A stand-up comedian in a small Amsterdam venue once joked that he wanted to make a t-shirt that said: “Amstelveen: Because not everyone can live in Amsterdam.” The mostly English-speaking audience roared with knowing laughter. Yet, as Amsterdam housing becomes increasingly scarce and rent-prices continue to raise, the idea of getting a bit more space for a bit less money starts to be less of a joke. But Amstelveen’s greatest downside – the fact that it’s quietly nestled next to the international force of Amsterdam – is also one of its greatest strengths for the expat community in Amstelveen.
“Amstelveen is quite densely populated with expats and international families,” says David Porritt, the principal of Amity International School in Amstelveen. “When people move to the Netherlands, especially with their families, they may find it hard to find housing – and there’s also been a shortage of spots at international schools.” With that in mind, many quality-of-life focused expats have looked to Amstelveen as an alternative to the bustling cities of Amsterdam, The Hague or Rotterdam.
Amity International School
Amity International School is a new international school that provides students with an engaging and challenging learning environment. Catering for ages from 3 to 13, Amity is an International Baccalaureate (IB) PYP Candidate School, offering a globally recognised curriculum that challenges students to take responsibility for their own learning and encourages them to become active world citizens.
International companies in Amstelveen
So, what does Amstelveen offer to the expats? A stone’s throw away from Schiphol Airport and adjacent to the business district of Zuidas, it’s wildly attractive to many companies and industries. It’s home to KLM, for example; but also to giant multinationals such as Ricoh, Fortis, and Canon. With these have come an influx of expatriates from all over the world, especially from Asia. Thanks to them Amstelveen boasts an incredibly multicultural flair, which reflects in its infrastructures (it is home to many international schools) and its cultural initiatives, from the Cherry Blossom festival in spring to the busiest Diwali festival in the country and festive celebrations for the Chinese New Year.
International social clubs in Amstelveen
Communities have always formed around shared interests, but nowadays, with the introduction of Meetup and Facebook groups (such as Foodies @ Amstelveen), it’s easier than ever to find likeminded friends or activity groups. There are bike-riding clubs, Toastmasters clubs, movie nights, and more.

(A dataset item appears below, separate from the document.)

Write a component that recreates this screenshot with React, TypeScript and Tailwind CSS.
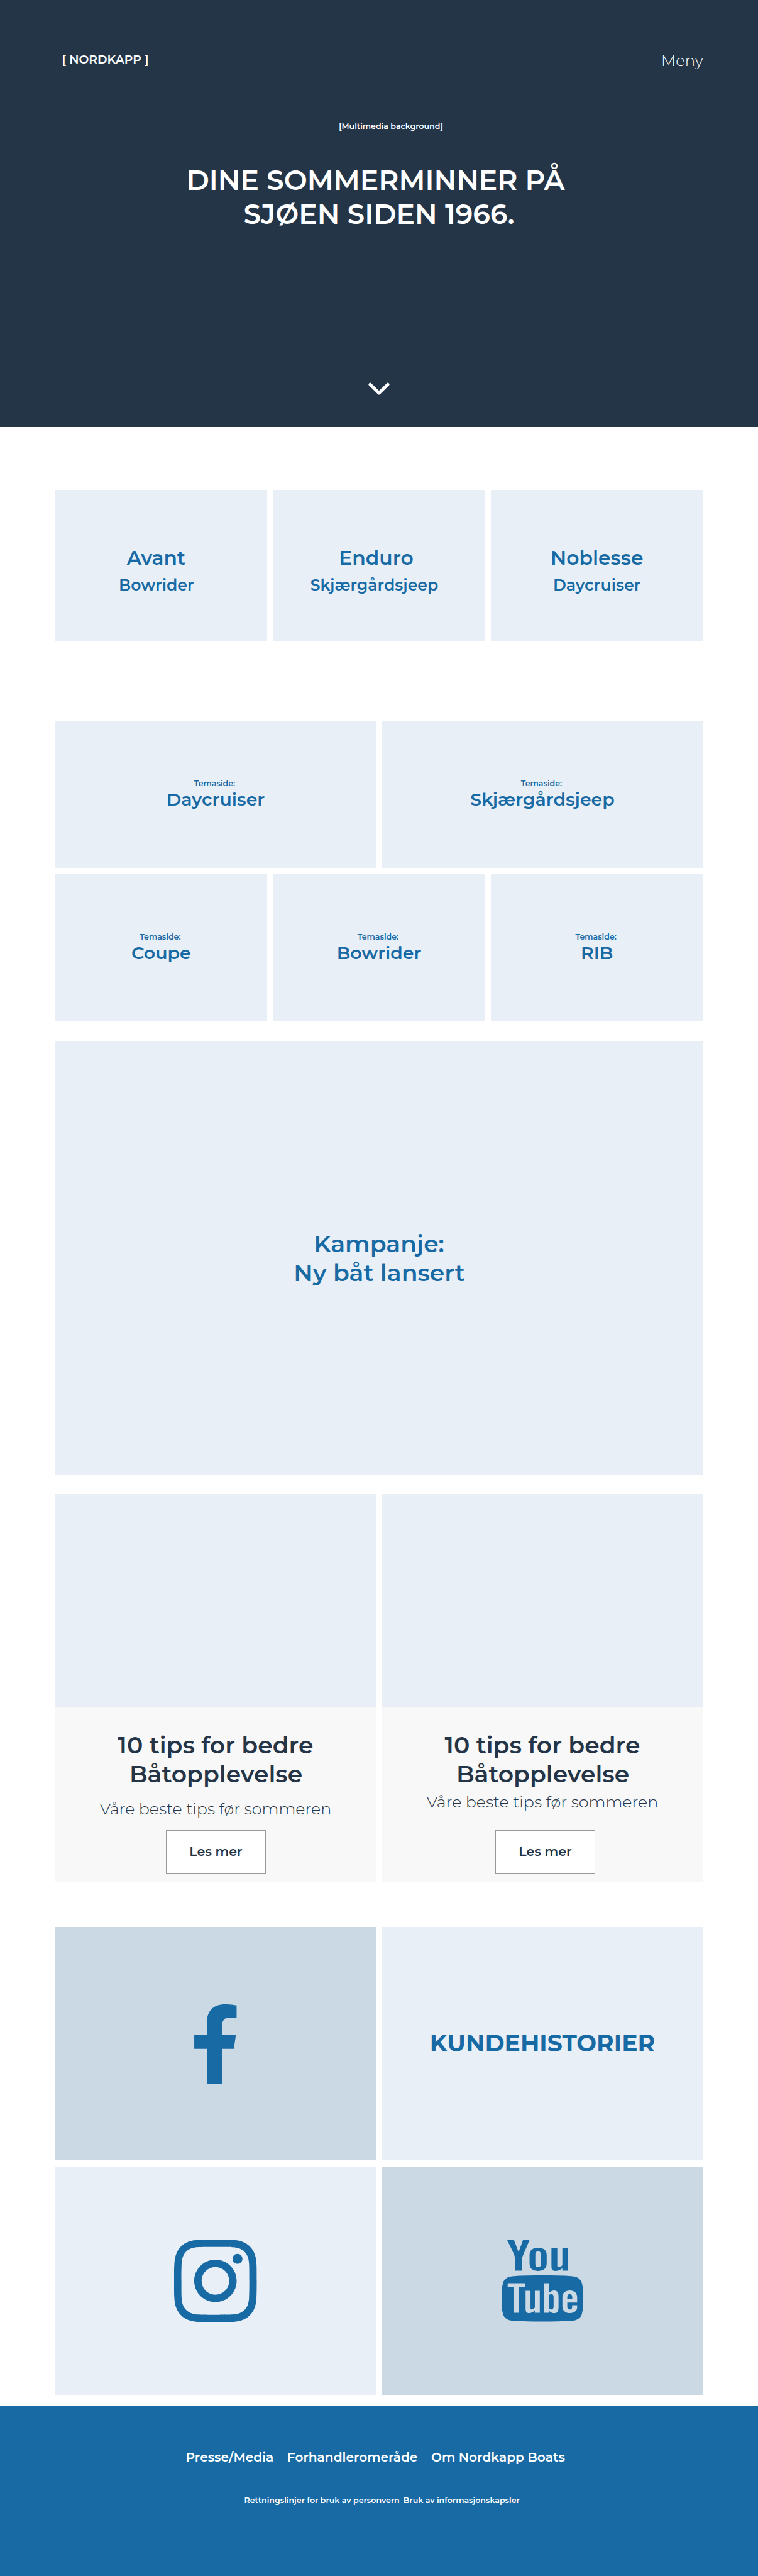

If you’re looking to meet people from your home country, the InterNations organization offers ways for you to connect with other Americans, Brits, Italians, Indians, Germans, French, Spaniards, Russians, Romanians, Turks… and more! Facebook is ripe with community groups such as Indians in Amstelveen, Tamilans in Amstelveen, or a more general Group of Expats Amstelveen, all of which will help you find your marks and get settled in your new hometown.
There’s famously the Japan’s Women’s Club in Holland in Amstelveen, which coordinates meetups, workshops as well as a special event at the Cherry Blossom Celebration, and an American Women’s Club in nearby Amsterdam.
And – not to toot our own horn – there’s always the Expatica events calendar, which can help you meet other expats in the Netherlands.
If you’re religiously minded, or even curious, you can check out some of Amstelveen’s international church communities. Crossroads, for example, prides itself on having a community of very diverse backgrounds. On their staggeringly brand-conscious website, they write: “whether you are still exploring faith or have been a Christian for a long time, you will be welcome at Crossroads.” They plan events, offer courses on Christian faith, and even post the last ten sermons on their websites, if you’d like to listen first before visiting.
There are also informal groups you can join outside the church/temple/synagogue context, for example in the many Buddhist meetup groups of Amstelveen, including meditation, mindfulness and reiki.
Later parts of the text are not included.